Confusing loop timing

I’ve got another mystifying problem. Say I take this simple bit of code (note that it seems arbitrary, but my application does actually need this sort of setup) on manual threading:

ATOMIC_BLOCK() {
    digitalWriteFast(D1,HIGH); //for timing
    while(i<(10)){
        i++;
        if(i==1){
            variable=true;
        }
    }
    digitalWriteFast(D1,LOW); //for timing
}

Just counting up to 10, setting a variable when it gets to 1, and timing it. This takes 200 nanoseconds to run. I can make the loop run an arbitrary number of times with almost no change in timing. (tried while(i<(100000)){, still 200ns). Perfect. Next, I try:

ATOMIC_BLOCK() {
    digitalWriteFast(D1,HIGH); //for timing
    while(i<(10)){
        i++;
        if(i==1){
            analogWrite(DAC1, 4000);
        }
    }
    digitalWriteFast(D1,LOW); //for timing
}

Just counting up to 10, and setting a DAC value (this doesn’t actually matter, I’ve tried it with digitalwrites etc.) when it reaches 1. On an oscilloscope, it takes about 4.5 us to run. My timing estimates show that DAC write alone takes 4 us, so that’s perfectly fine.

Now, say I make it loop 100,000 times here. This should, according to my intuition, only take 4 us + 200ns, because it’s only setting the DAC value when it counts to 1.

And yet, this is not what I see. I get a time of 7.5 ms, as though it’s actually setting the DAC value 2000 times instead of once.

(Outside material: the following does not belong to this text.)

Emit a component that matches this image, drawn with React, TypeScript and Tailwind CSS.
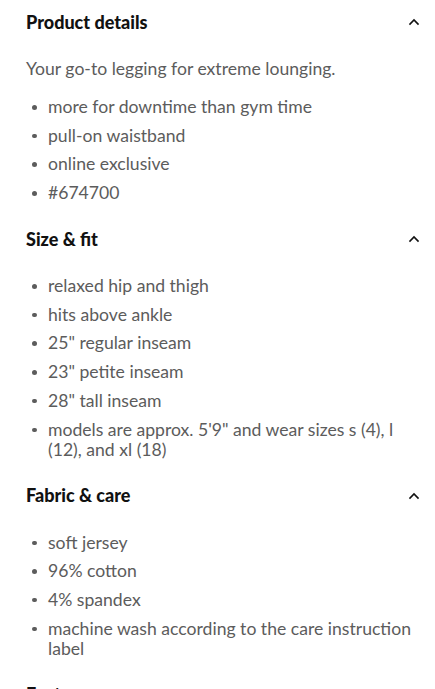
import React from "react";

const Chevron = () => (
  <svg width="12" height="8" viewBox="0 0 12 8" fill="none" className="shrink-0">
    <path d="M2 6 L6 2 L10 6" stroke="#111" strokeWidth="1.6" strokeLinecap="square" />
  </svg>
);

type Section = { title: string; intro?: string; items: string[] };

const sections: Section[] = [
  {
    title: "Product details",
    intro: "Your go-to legging for extreme lounging.",
    items: ["more for downtime than gym time", "pull-on waistband", "online exclusive", "#674700"],
  },
  {
    title: "Size & fit",
    items: [
      "relaxed hip and thigh",
      "hits above ankle",
      '25" regular inseam',
      '23" petite inseam',
      '28" tall inseam',
      'models are approx. 5\'9" and wear sizes s (4), l (12), and xl (18)',
    ],
  },
  {
    title: "Fabric & care",
    items: ["soft jersey", "96% cotton", "4% spandex", "machine wash according to the care instruction label"],
  },
];

export default function App() {
  return (
    <div
      className="w-[435px] h-[689px] overflow-hidden bg-white pl-[26px] pr-[14px]"
      style={{ fontFamily: "Lato, 'Noto Sans', sans-serif" }}
    >
      {sections.map((s) => (
        <div key={s.title}>
          <div className="h-[44px] flex items-center justify-between">
            <span className="text-[18px] font-black text-[#111]">{s.title}</span>
            <span className="pr-[1px]">
              <Chevron />
            </span>
          </div>
          <div className="pt-[15px] pb-[14px] text-[17.6px] leading-[20px] text-[#5c5c5c]">
            {s.intro && <p className="mb-[18px]">{s.intro}</p>}
            <ul className="flex flex-col gap-[8.7px]">
              {s.items.map((it) => (
                <li key={it} className="flex">
                  <span className="w-[22px] shrink-0 flex justify-start pl-[6px] pt-[8px]">
                    <span className="block w-[4.5px] h-[4.5px] rounded-full bg-[#5c5c5c]" />
                  </span>
                  <span>{it}</span>
                </li>
              ))}
            </ul>
          </div>
        </div>
      ))}
      <div className="h-[44px] flex items-center justify-between">
        <span className="text-[18px] font-black text-[#111]">Features</span>
        <Chevron />
      </div>
    </div>
  );
}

I’ve replicated this on multiple P1s.

@Arthur_dent_42_121, where do you initialize i ?

Sorry about that, didn’t show that. I have that initialized above outside the ATOMIC_BLOCK.

[quote=“Arthur_dent_42_121, post:1, topic:19553”]
(tried while(i<(100000)){, still 200ns).
[/quote] This does not make much sense to me. I’ll have to time try this later tonight to see what I get.

I think the majority of the 200ns is because of the DigitalWriteFast that I use to time it. I think the loop is much faster than that.

@Arthur_dent_42_121, I missed the “fast” part! However, even at 1ns (highly unlikely) per loop, it should take 100,000ns!

Perhaps I misunderstood, but the DigitalWrite isn’t actually in the loop; I’m just calling it before and after the loop to time it.

ATOMIC_BLOCK() {
    digitalWriteFast(D1,HIGH); //for timing
    while(i<(10)){
        i++;
        if(i==1){
            analogWrite(DAC1, 4000);
        }
    }
    digitalWriteFast(D1,LOW); //for timing
}

This is the code that takes 7.5 ms, where I think it should only take 4 us.

@Arthur_dent_42_121, I suggest you take the loop out and keey the analogWrite() along with the digitalWriteFast() to time JUST the DAC call. You should put that alone in loop().

I did that before, and I got a time of 4 us.

So now add a loop of 10 that contains ONLY the analogWrite() command and time that (no if (i==1)).

That takes 40us, exactly as one would expect. And 100 cycles is 370us.

If I take the same code that I just used to time 100 cycles, and add in the if(i==1){analogWrite},

It takes 10 us.

For analyzing performance at this level of depth and detail is a good idea to compile using the local toolchain. That will output a map file that shows your original source code and the assembler produced by the compiler. This should shed some light on any differences with the different loop cases.

2 Likes

You also have to take the optimizer into consideration.

If it interprets your code as doining nothing useful but only once when (i==1) it might take the liberty to not do the usless stuff at all.

2 Likes